> _PROBLEM STATEMENT_
Pull out exactly the lines from the line containing "Convert this table" to the line containing "export default App;", both lines included, with pictures removed from the copy.
___ DATA EXTRACT ___
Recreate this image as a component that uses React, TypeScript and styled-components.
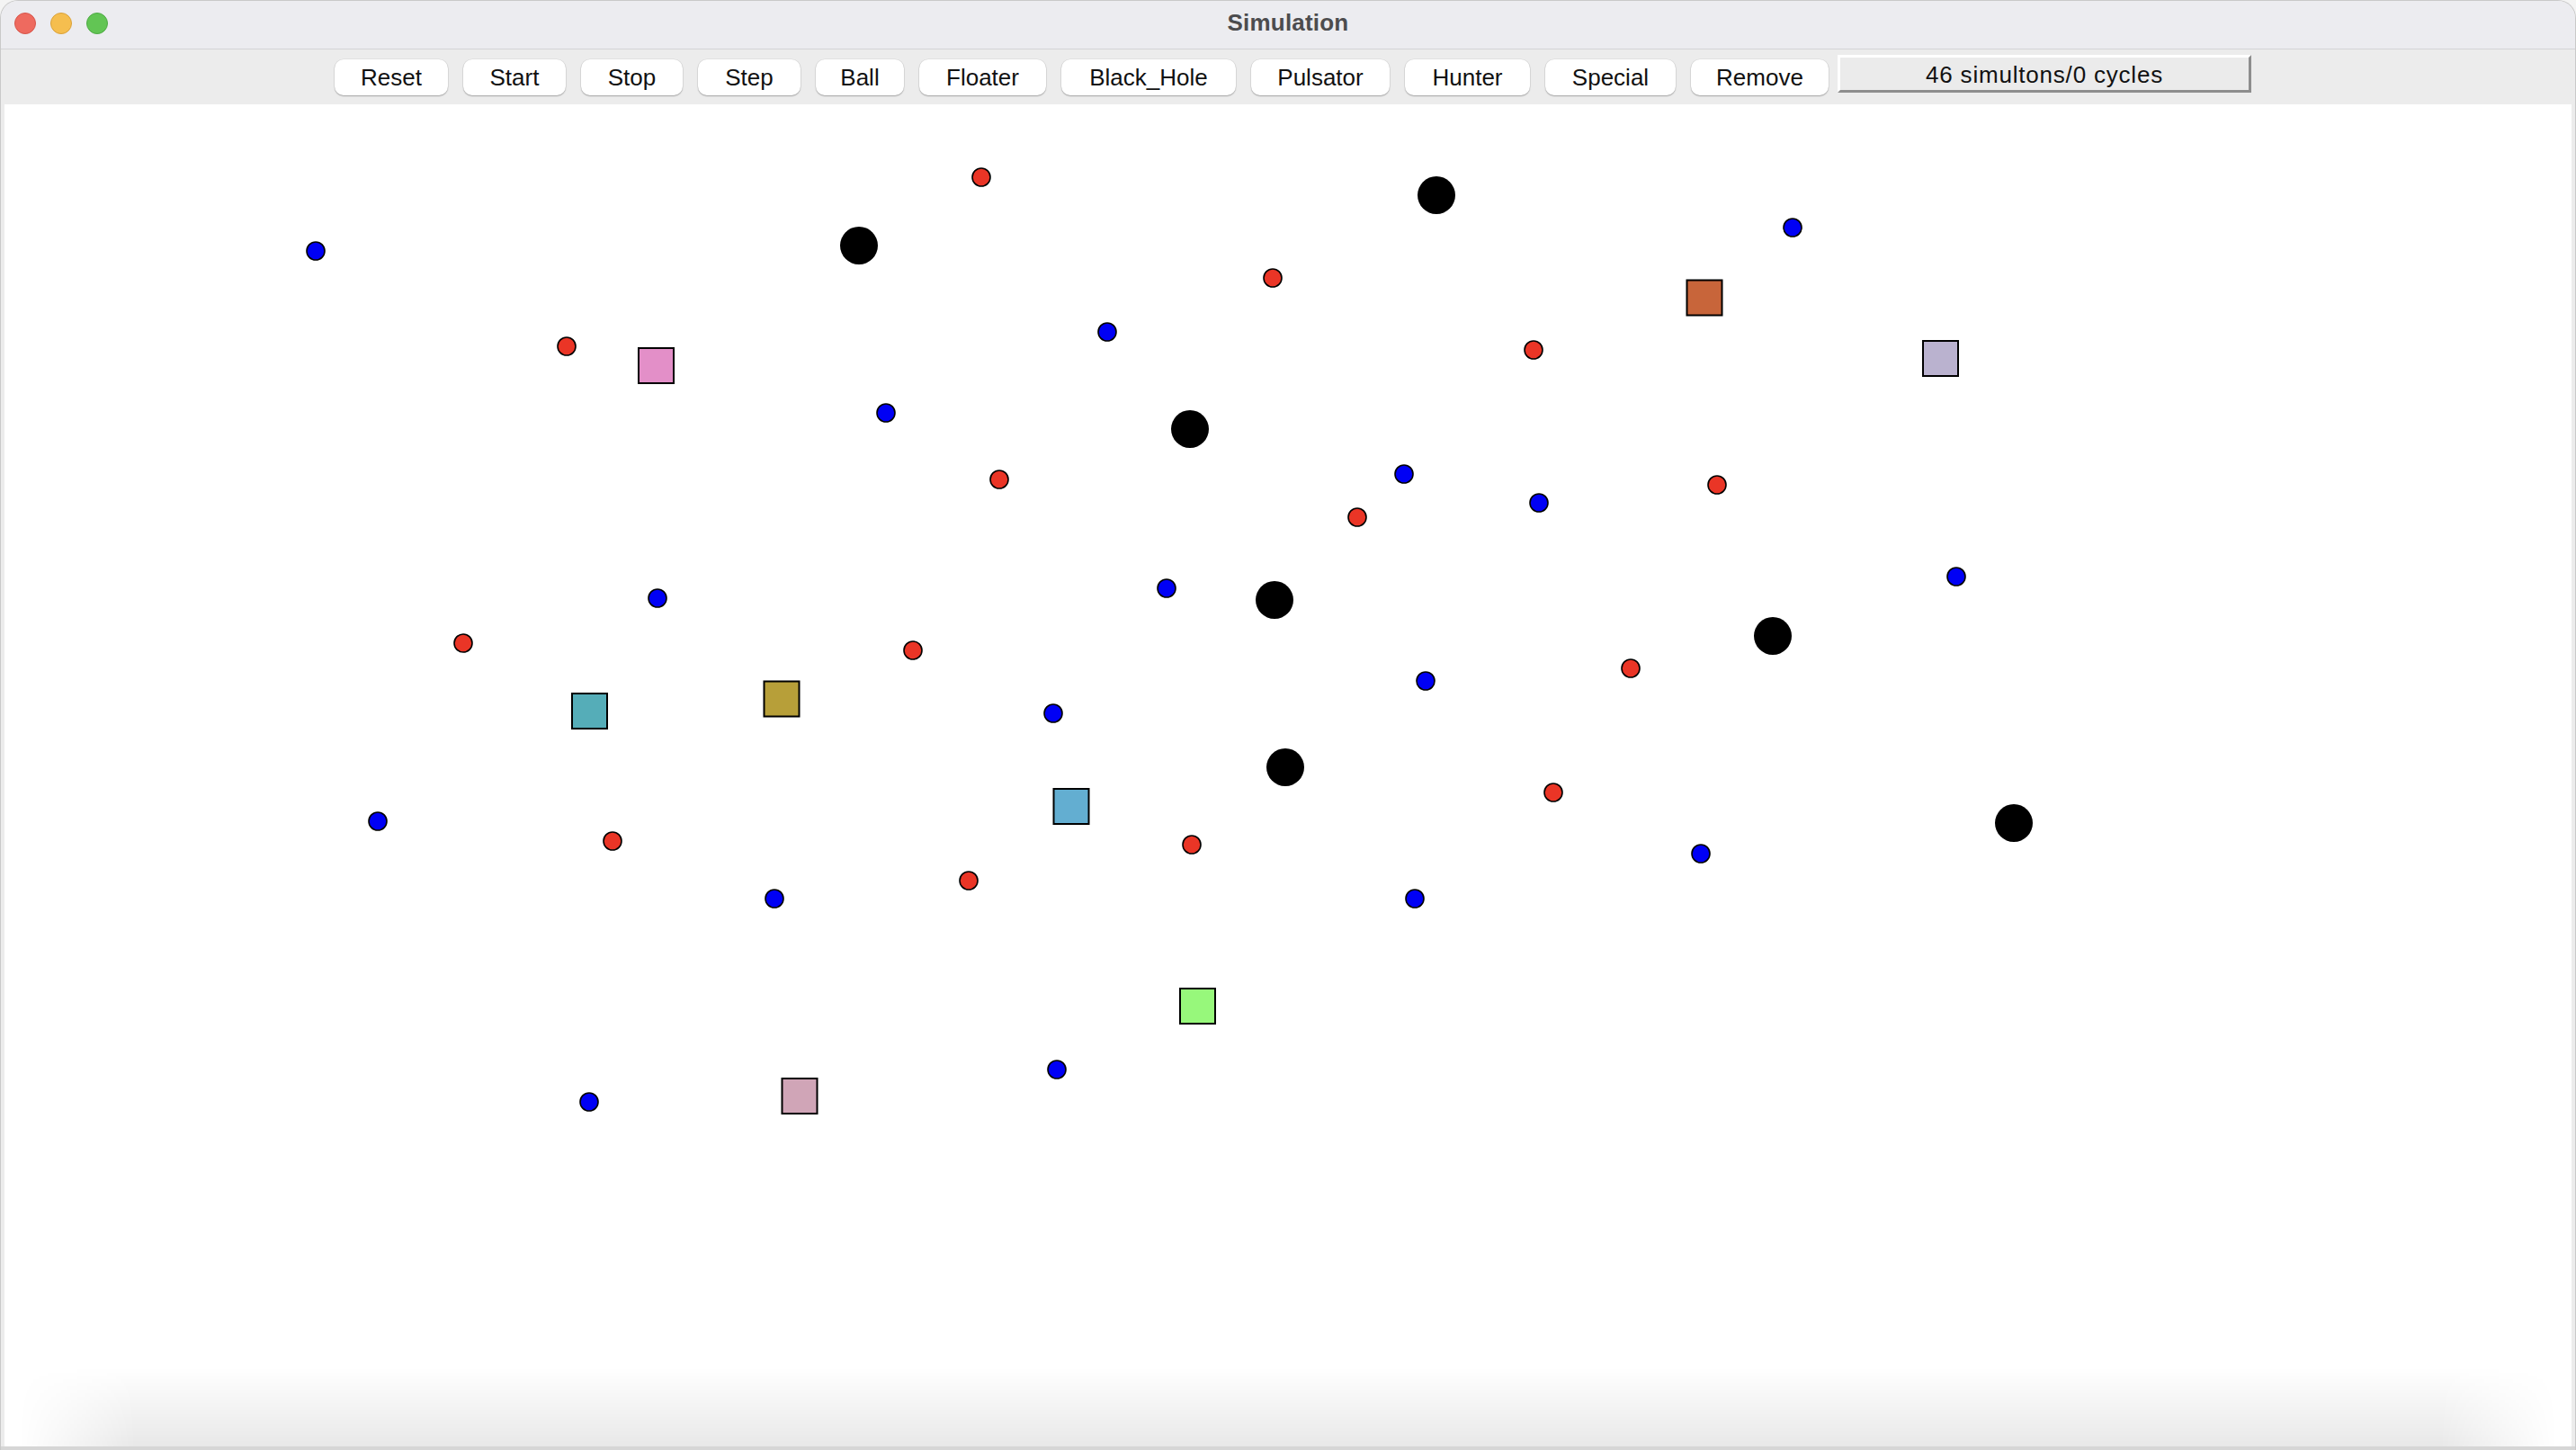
___
___ DATA EXTRACT ___
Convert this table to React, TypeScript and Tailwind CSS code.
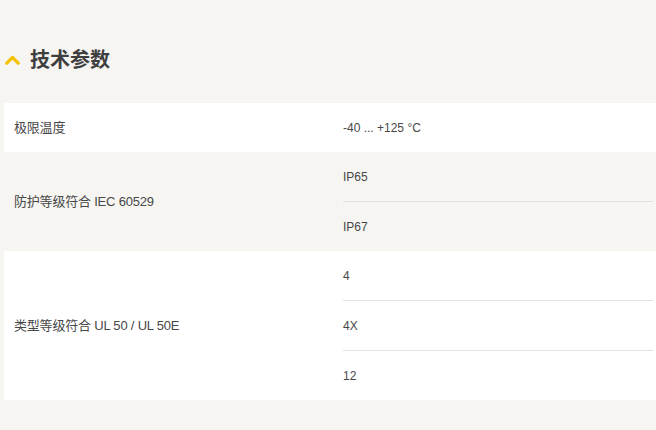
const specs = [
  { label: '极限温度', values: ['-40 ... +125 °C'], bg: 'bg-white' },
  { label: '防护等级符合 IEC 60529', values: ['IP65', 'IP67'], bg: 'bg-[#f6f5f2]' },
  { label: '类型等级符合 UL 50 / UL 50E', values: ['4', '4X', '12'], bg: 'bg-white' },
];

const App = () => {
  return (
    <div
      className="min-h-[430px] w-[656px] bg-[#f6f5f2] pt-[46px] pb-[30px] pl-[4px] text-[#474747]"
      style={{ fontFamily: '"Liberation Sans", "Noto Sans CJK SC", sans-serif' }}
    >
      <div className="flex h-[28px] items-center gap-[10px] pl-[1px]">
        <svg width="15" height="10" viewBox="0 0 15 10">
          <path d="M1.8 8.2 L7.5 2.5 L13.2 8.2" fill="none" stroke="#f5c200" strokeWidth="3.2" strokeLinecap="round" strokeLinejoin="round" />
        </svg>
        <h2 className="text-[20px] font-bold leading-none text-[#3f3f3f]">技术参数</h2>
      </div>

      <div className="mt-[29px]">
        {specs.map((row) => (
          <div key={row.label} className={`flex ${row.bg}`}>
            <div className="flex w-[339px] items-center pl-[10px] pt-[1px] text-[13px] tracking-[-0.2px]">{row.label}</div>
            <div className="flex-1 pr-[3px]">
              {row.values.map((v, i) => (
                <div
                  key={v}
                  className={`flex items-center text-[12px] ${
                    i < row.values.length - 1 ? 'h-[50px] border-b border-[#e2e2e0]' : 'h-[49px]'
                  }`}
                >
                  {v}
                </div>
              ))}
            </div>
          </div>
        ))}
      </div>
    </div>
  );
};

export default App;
___
> _FINAL RESULT_
Convert this table to React, TypeScript and Tailwind CSS code.
const specs = [
  { label: '极限温度', values: ['-40 ... +125 °C'], bg: 'bg-white' },
  { label: '防护等级符合 IEC 60529', values: ['IP65', 'IP67'], bg: 'bg-[#f6f5f2]' },
  { label: '类型等级符合 UL 50 / UL 50E', values: ['4', '4X', '12'], bg: 'bg-white' },
];

const App = () => {
  return (
    <div
      className="min-h-[430px] w-[656px] bg-[#f6f5f2] pt-[46px] pb-[30px] pl-[4px] text-[#474747]"
      style={{ fontFamily: '"Liberation Sans", "Noto Sans CJK SC", sans-serif' }}
    >
      <div className="flex h-[28px] items-center gap-[10px] pl-[1px]">
        <svg width="15" height="10" viewBox="0 0 15 10">
          <path d="M1.8 8.2 L7.5 2.5 L13.2 8.2" fill="none" stroke="#f5c200" strokeWidth="3.2" strokeLinecap="round" strokeLinejoin="round" />
        </svg>
        <h2 className="text-[20px] font-bold leading-none text-[#3f3f3f]">技术参数</h2>
      </div>

      <div className="mt-[29px]">
        {specs.map((row) => (
          <div key={row.label} className={`flex ${row.bg}`}>
            <div className="flex w-[339px] items-center pl-[10px] pt-[1px] text-[13px] tracking-[-0.2px]">{row.label}</div>
            <div className="flex-1 pr-[3px]">
              {row.values.map((v, i) => (
                <div
                  key={v}
                  className={`flex items-center text-[12px] ${
                    i < row.values.length - 1 ? 'h-[50px] border-b border-[#e2e2e0]' : 'h-[49px]'
                  }`}
                >
                  {v}
                </div>
              ))}
            </div>
          </div>
        ))}
      </div>
    </div>
  );
};

export default App;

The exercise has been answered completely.